Depending on how you've defined exponentials and logarithms and proven their properties this argument may be circular, since it depends on the first two terms of the Taylor series of the logarithm, and one of several ways to compute the Taylor series of the logarithm is to use $\log xy = \log x + \log y$ which is more or less equivalent to $e^{x+y} = e^x e^y$.

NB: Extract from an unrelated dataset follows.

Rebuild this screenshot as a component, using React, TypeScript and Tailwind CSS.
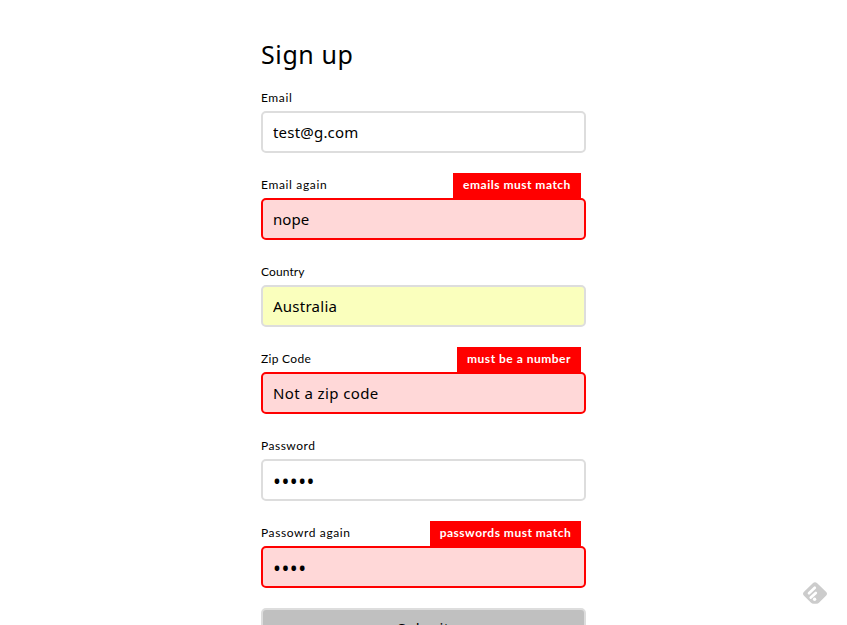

There are alternatives for proving that $e^{x + y} = e^x e^y$ which avoid having to prove this; for example, taking for granted that $\frac{d}{dx} e^x = e^x$ and $e^0 = 1$ (which together uniquely determine $e^x$ by the existence and uniqueness theorems for ODEs), we have first

$$\frac{d}{dx} (e^x e^{-x}) = e^x e^{-x} - e^x e^{-x} = 0$$

so $e^x e^{-x}$ is a constant, and plugging in $x = 0$ gives $e^x e^{-x} = 1$. Next,

$$\frac{d}{dx} \left( e^{x+y} e^{-x} e^{-y} \right) = e^{x+y} e^{-x} e^{-y} - e^{x+y} e^{-x} e^{-y} = 0$$

so $e^{x+y} e^{-x} e^{-y}$ is a constant in $x$, and plugging in $x = 0$ gives $e^y e^{-y} = 1$ and hence $e^{x+y} = e^x e^y$.

Answer 3

Another approach: Note that
$$\left(1+\frac{x+y+\frac{xy}{n}}{n}\right)^n = \left(1+\frac x n\right)^n\left(1+\frac y n\right)^n.$$

Addendum

We have that \begin{align*} \left(\frac{1+\frac{x+y+\frac{xy}{n}}{n}}{1+\frac{x+y}{n}}\right)^n &= \left( \frac{\left(1+\frac x n\right)\left(1+\frac y n\right)}{1+\frac{x+y}{n}}\right)^n \longrightarrow \frac{e^x e^y}{e^{x+y}} \quad(n\to\infty). \end{align*} It remains to show that this limit is unity. See this answer, for example.